-- start of Material --

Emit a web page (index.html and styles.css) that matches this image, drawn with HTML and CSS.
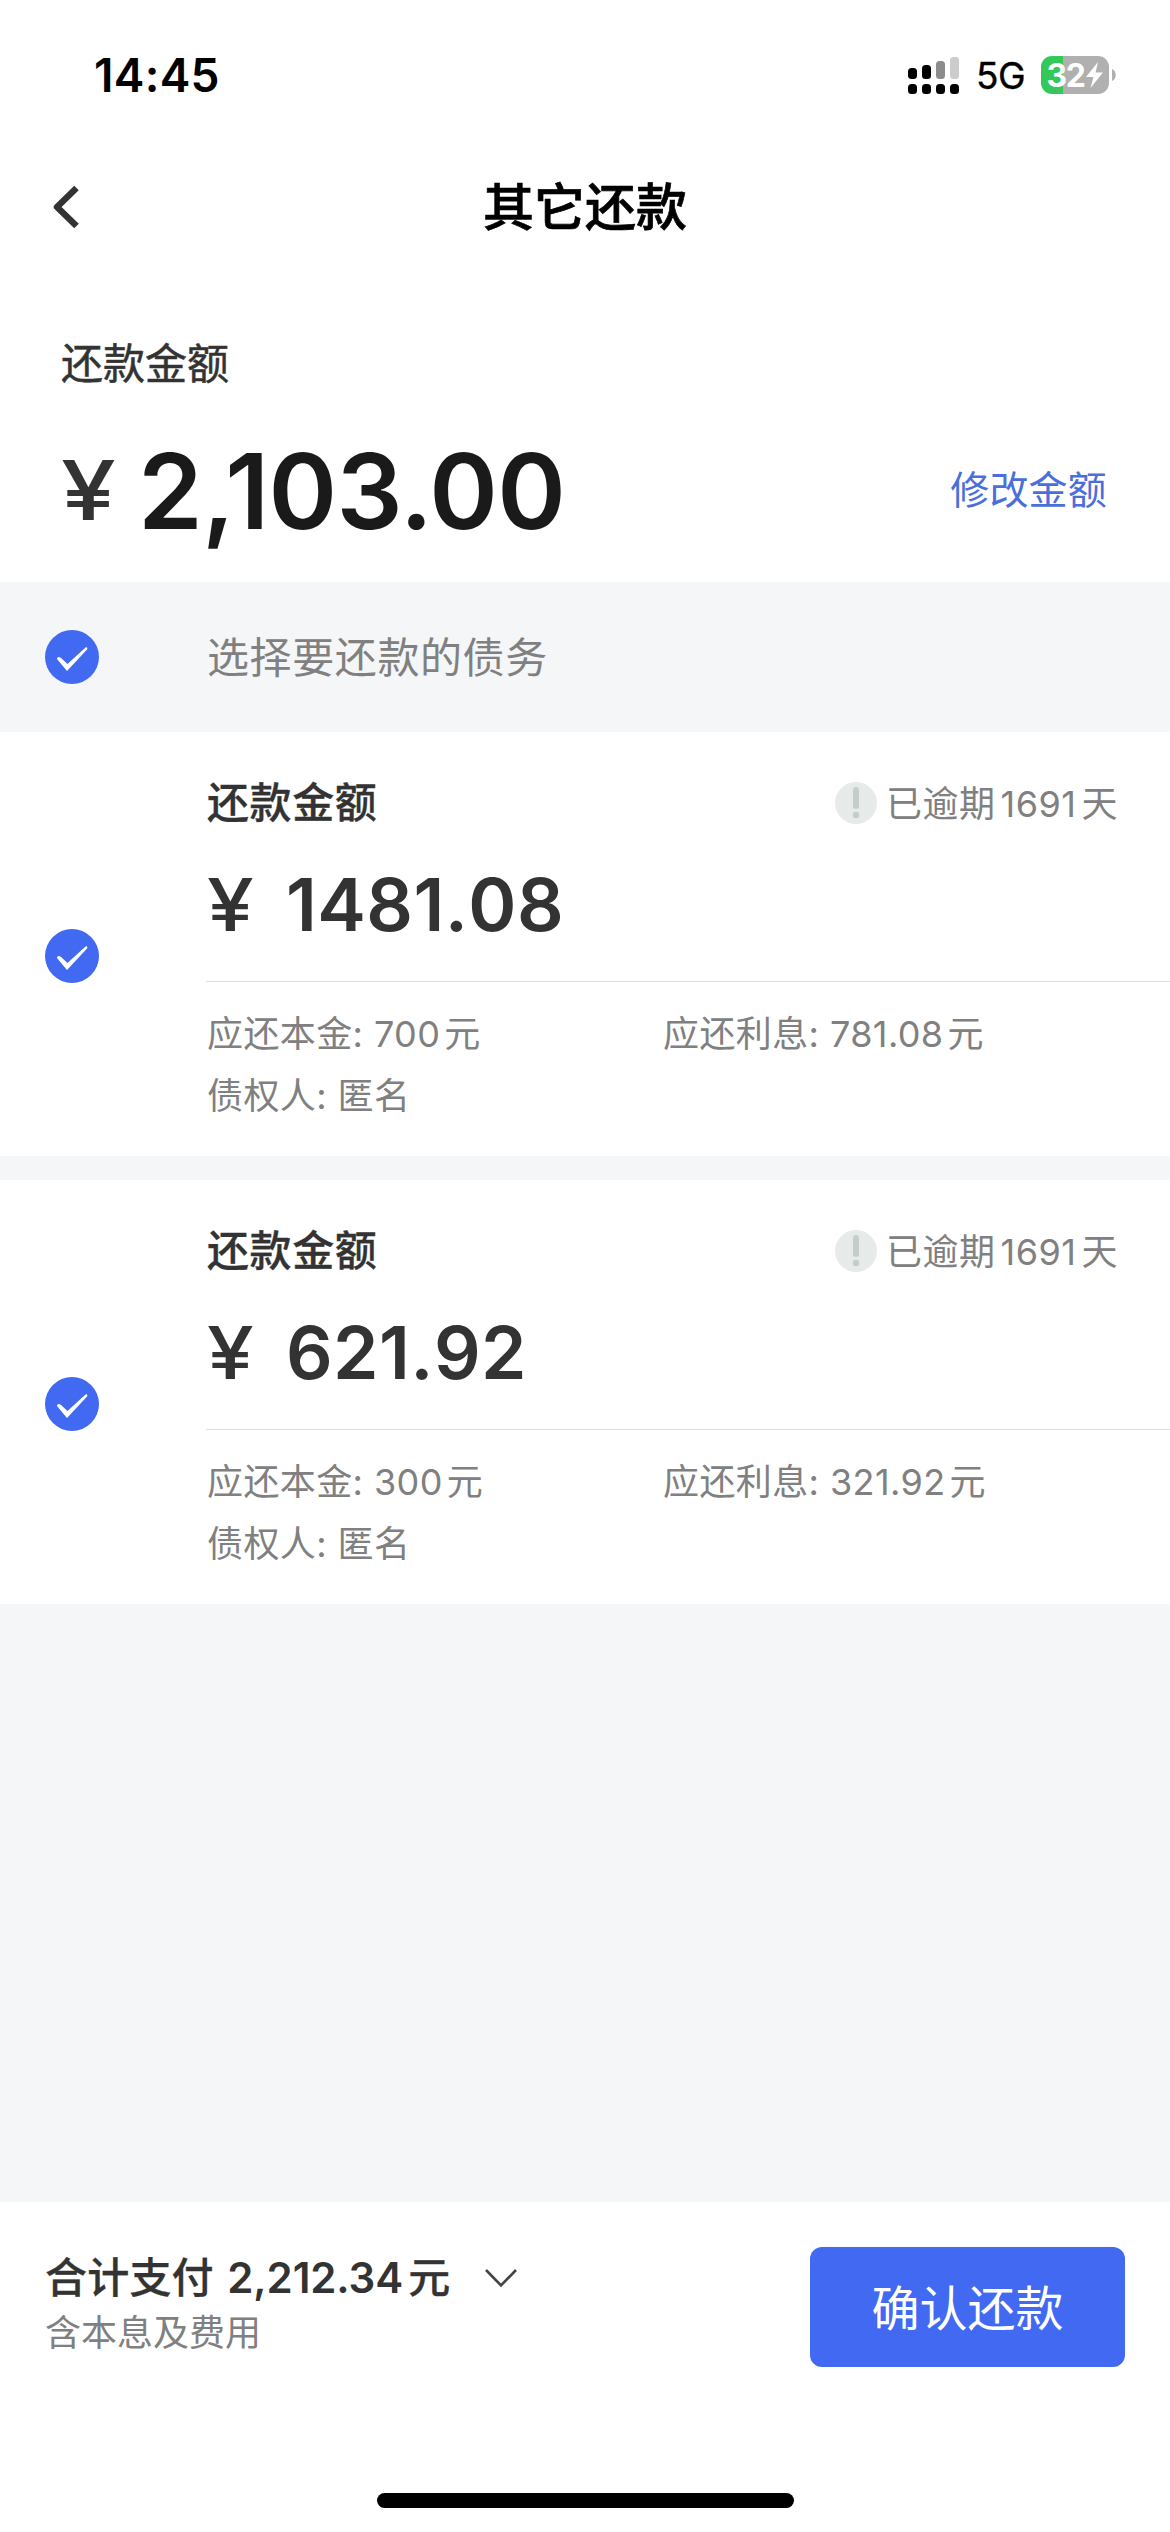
FILE: index.html
```html
<!DOCTYPE html>
<html lang="zh-CN">
<head>
    <meta charset="UTF-8">
    <meta name="viewport" content="width=device-width, initial-scale=1.0">
    <title>其它还款</title>
    <link rel="stylesheet" href="styles.css">
</head>
<body>
    <!-- Status bar -->
    <div class="status-bar">
        <div class="time">14:45</div>
        <div class="status-icons">
            <svg class="signal" width="52" height="38" viewBox="0 0 52 38">
                <rect x="0" y="12" width="9" height="11" rx="3.5"/>
                <rect x="14" y="9" width="9" height="14" rx="3.5"/>
                <rect x="28" y="5" width="9" height="18" rx="3.5" fill="#8c8c8c"/>
                <rect x="42" y="1" width="9" height="22" rx="3.5" fill="#cccccc"/>
                <rect x="0" y="28" width="9" height="10" rx="3.5"/>
                <rect x="14" y="28" width="9" height="10" rx="3.5"/>
                <rect x="28" y="28" width="9" height="10" rx="3.5"/>
                <rect x="42" y="28" width="9" height="10" rx="3.5"/>
            </svg>
            <span class="network">5G</span>
            <div class="battery">
                <span class="battery-level">32</span>
                <svg width="17" height="26" viewBox="0 0 17 26">
                    <path d="M12 0 L0 15 H7.5 L4.5 26 L17 10.5 H9.5 Z" fill="#fff"/>
                </svg>
            </div>
            <svg class="battery-tip" width="4" height="12" viewBox="0 0 4 12">
                <path d="M0 0 C5 2 5 10 0 12 Z" fill="#b0b0b0"/>
            </svg>
        </div>
    </div>

    <!-- Title bar -->
    <div class="nav-bar">
        <svg class="back-icon" width="28" height="46" viewBox="0 0 28 46">
            <path d="M24.5 4 L5 23 L24.5 42" fill="none" stroke="#333" stroke-width="6.5" stroke-linejoin="round"/>
        </svg>
        <h1>其它还款</h1>
    </div>

    <!-- Repayment amount -->
    <div class="summary">
        <div class="summary-label">还款金额</div>
        <div class="summary-row">
            <span class="summary-yen">¥</span>
            <span class="summary-amount">2,103.00</span>
            <a class="edit-link">修改金额</a>
        </div>
    </div>

    <div class="select-all">
        <svg class="check" width="54" height="54" viewBox="0 0 54 54">
            <circle cx="27" cy="27" r="27" fill="#4169f2"/>
            <path d="M12 29 C12 27 14 26 16 28 L22.5 34 L40.5 17.5 C42 16.5 43 18 42 19.5 L22 41 Z" fill="#fff"/>
        </svg>
        <span>选择要还款的债务</span>
    </div>

    <!-- Debt list -->
    <div class="debt">
        <div class="debt-check">
            <svg class="check" width="54" height="54" viewBox="0 0 54 54">
                <circle cx="27" cy="27" r="27" fill="#4169f2"/>
                <path d="M12 29 C12 27 14 26 16 28 L22.5 34 L40.5 17.5 C42 16.5 43 18 42 19.5 L22 41 Z" fill="#fff"/>
            </svg>
        </div>
        <div class="debt-body">
            <div class="debt-head">
                <span class="debt-title">还款金额</span>
                <span class="overdue">
                    <svg width="42" height="42" viewBox="0 0 42 42">
                        <circle cx="21" cy="21" r="21" fill="#e6ebea"/>
                        <path d="M21 8 V24" stroke="#c3cecc" stroke-width="6" stroke-linecap="round"/>
                        <circle cx="21" cy="33" r="3.2" fill="#c3cecc"/>
                    </svg>
                    <span class="overdue-text">已逾期<span class="days">1691</span>天</span>
                </span>
            </div>
            <div class="debt-amount"><span class="debt-yen">¥</span><span>1481.08</span></div>
            <div class="debt-detail">
                <div>应还本金: <span class="num">700</span>元</div>
                <div>应还利息: <span class="num">781.08</span>元</div>
                <div>债权人: 匿名</div>
            </div>
        </div>
    </div>

    <div class="debt">
        <div class="debt-check">
            <svg class="check" width="54" height="54" viewBox="0 0 54 54">
                <circle cx="27" cy="27" r="27" fill="#4169f2"/>
                <path d="M12 29 C12 27 14 26 16 28 L22.5 34 L40.5 17.5 C42 16.5 43 18 42 19.5 L22 41 Z" fill="#fff"/>
            </svg>
        </div>
        <div class="debt-body">
            <div class="debt-head">
                <span class="debt-title">还款金额</span>
                <span class="overdue">
                    <svg width="42" height="42" viewBox="0 0 42 42">
                        <circle cx="21" cy="21" r="21" fill="#e6ebea"/>
                        <path d="M21 8 V24" stroke="#c3cecc" stroke-width="6" stroke-linecap="round"/>
                        <circle cx="21" cy="33" r="3.2" fill="#c3cecc"/>
                    </svg>
                    <span class="overdue-text">已逾期<span class="days">1691</span>天</span>
                </span>
            </div>
            <div class="debt-amount"><span class="debt-yen">¥</span><span>621.92</span></div>
            <div class="debt-detail">
                <div>应还本金: <span class="num">300</span>元</div>
                <div>应还利息: <span class="num">321.92</span>元</div>
                <div>债权人: 匿名</div>
            </div>
        </div>
    </div>

    <!-- Footer -->
    <div class="footer">
        <div class="footer-row">
            <div class="total">
                <div class="total-line">
                    <span>合计支付 <span class="total-num">2,212.34</span>元</span>
                    <svg class="total-arrow" width="34" height="20" viewBox="0 0 34 20">
                        <path d="M2 2 L17 17.5 L32 2" fill="none" stroke="#444" stroke-width="2.6"/>
                    </svg>
                </div>
                <div class="total-note">含本息及费用</div>
            </div>
            <button class="confirm-button">确认还款</button>
        </div>
        <div class="home-indicator"></div>
    </div>
</body>
</html>
```
FILE: styles.css
```css
* {
    box-sizing: border-box;
}
body {
    margin: 0;
    width: 1170px;
    height: 2532px;
    display: flex;
    flex-direction: column;
    background-color: #f4f6f8;
    color: #333;
    font-family: Inter, "Noto Sans CJK SC", sans-serif;
    font-size: 36px;
}
svg {
    display: block;
    flex-shrink: 0;
}
.status-bar {
    display: flex;
    justify-content: space-between;
    align-items: center;
    height: 150px;
    padding: 0 54px 0 94px;
    background-color: #fff;
    color: #000;
}
.time {
    font-size: 46px;
    font-weight: 600;
    letter-spacing: 0.3px;
}
.status-icons {
    display: flex;
    align-items: center;
}
.network {
    margin-left: 16px;
    font-size: 37px;
    letter-spacing: -0.5px;
    -webkit-text-stroke: 0.4px #000;
}
.battery {
    display: flex;
    align-items: center;
    justify-content: center;
    gap: 2px;
    width: 68px;
    height: 38px;
    margin-left: 16px;
    border-radius: 11px;
    background: linear-gradient(to right, #34c759 22px, #b0b0b0 22px);
    color: #fff;
}
.battery-level {
    font-size: 32px;
    font-weight: 700;
    letter-spacing: -1.5px;
}
.battery-tip {
    margin-left: 3px;
}
.nav-bar {
    display: flex;
    align-items: center;
    height: 114px;
    padding: 0 50px 0 52px;
    background-color: #fff;
}
.back-icon {
    margin-bottom: 1px;
}
.nav-bar h1 {
    flex: 1;
    margin: 0 30px 6px 0;
    color: #000;
    font-size: 51px;
    font-weight: 500;
    text-align: center;
    -webkit-text-stroke: 0.7px #000;
}
.summary {
    height: 318px;
    padding: 69px 63px 0 61px;
    background-color: #fff;
}
.summary-label {
    font-size: 42px;
    line-height: 62px;
    -webkit-text-stroke: 0.5px #333;
}
.summary-row {
    display: flex;
    align-items: center;
    margin-top: 31px;
    line-height: 130px;
}
.summary-yen {
    width: 77px;
    font-size: 82px;
    font-weight: 500;
    transform: scaleX(1.2);
    transform-origin: left;
}
.summary-amount {
    color: #1a1a1a;
    font-size: 104px;
    font-weight: 600;
    letter-spacing: -0.7px;
}
.edit-link {
    margin: -2px 0 0 auto;
    color: #4a6fdc;
    font-size: 39px;
    letter-spacing: 0.2px;
}
.select-all {
    display: flex;
    align-items: center;
    gap: 108px;
    height: 150px;
    padding: 0 45px;
    color: #808080;
    font-size: 42px;
    letter-spacing: 0.6px;
}
.select-all span {
    margin-bottom: 5px;
}
.debt {
    display: flex;
    height: 424px;
    margin-bottom: 24px;
    background-color: #fff;
}
.debt-check {
    width: 206px;
    padding: 197px 0 0 45px;
}
.debt-body {
    flex: 1;
}
.debt-head {
    display: flex;
    justify-content: space-between;
    align-items: center;
    height: 60px;
    margin-top: 41px;
    padding: 0 52px 0 1px;
}
.debt-title {
    margin-bottom: 8px;
    font-size: 42px;
    font-weight: 500;
    letter-spacing: 0.6px;
    -webkit-text-stroke: 0.3px #333;
}
.overdue {
    display: flex;
    align-items: center;
    gap: 9px;
    color: #808080;
}
.overdue-text {
    margin-bottom: 5px;
    letter-spacing: 0.5px;
}
.days {
    margin: 0 5px;
}
.debt-amount {
    display: flex;
    height: 149px;
    padding: 27px 0 0 1px;
    border-bottom: 1px solid #dedede;
    font-size: 73px;
    font-weight: 600;
    line-height: 90px;
    letter-spacing: 0.4px;
    font-kerning: none;
}
.debt-yen {
    width: 79px;
    font-weight: 500;
    transform: scaleX(1.15);
    transform-origin: left;
}
.debt-detail {
    display: grid;
    grid-template-columns: 456px 1fr;
    padding: 21px 0 0 1px;
    color: #808080;
    line-height: 62px;
    letter-spacing: 0.4px;
}
.num {
    margin-right: 4px;
}
.footer {
    height: 330px;
    margin-top: auto;
    padding: 45px 45px 0;
    background-color: #fff;
}
.footer-row {
    display: flex;
    justify-content: space-between;
}
.total-line {
    display: flex;
    align-items: center;
    gap: 34px;
    height: 60px;
    margin-top: -3px;
    font-size: 42px;
    font-weight: 500;
    letter-spacing: 0.2px;
    -webkit-text-stroke: 0.3px #333;
}
.total-num {
    margin: 0 5px 0 2px;
    font-weight: 600;
    letter-spacing: -0.1px;
    -webkit-text-stroke: 0;
}
.total-arrow {
    margin-top: 8px;
}
.total-note {
    padding-top: 5px;
    color: #808080;
    line-height: 48px;
}
.confirm-button {
    width: 315px;
    height: 120px;
    padding-bottom: 6px;
    border: none;
    border-radius: 12px;
    background-color: #4169f2;
    color: #fff;
    font-family: inherit;
    font-size: 48px;
}
.home-indicator {
    width: 417px;
    height: 15px;
    margin: 126px auto 0;
    border-radius: 8px;
    background-color: #000;
}
```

-- end of Material --

What you have to do » Identify and copy all lines with the word "index".

Response to this exercise »
Emit a web page (index.html and styles.css) that matches this image, drawn with HTML and CSS.
FILE: index.html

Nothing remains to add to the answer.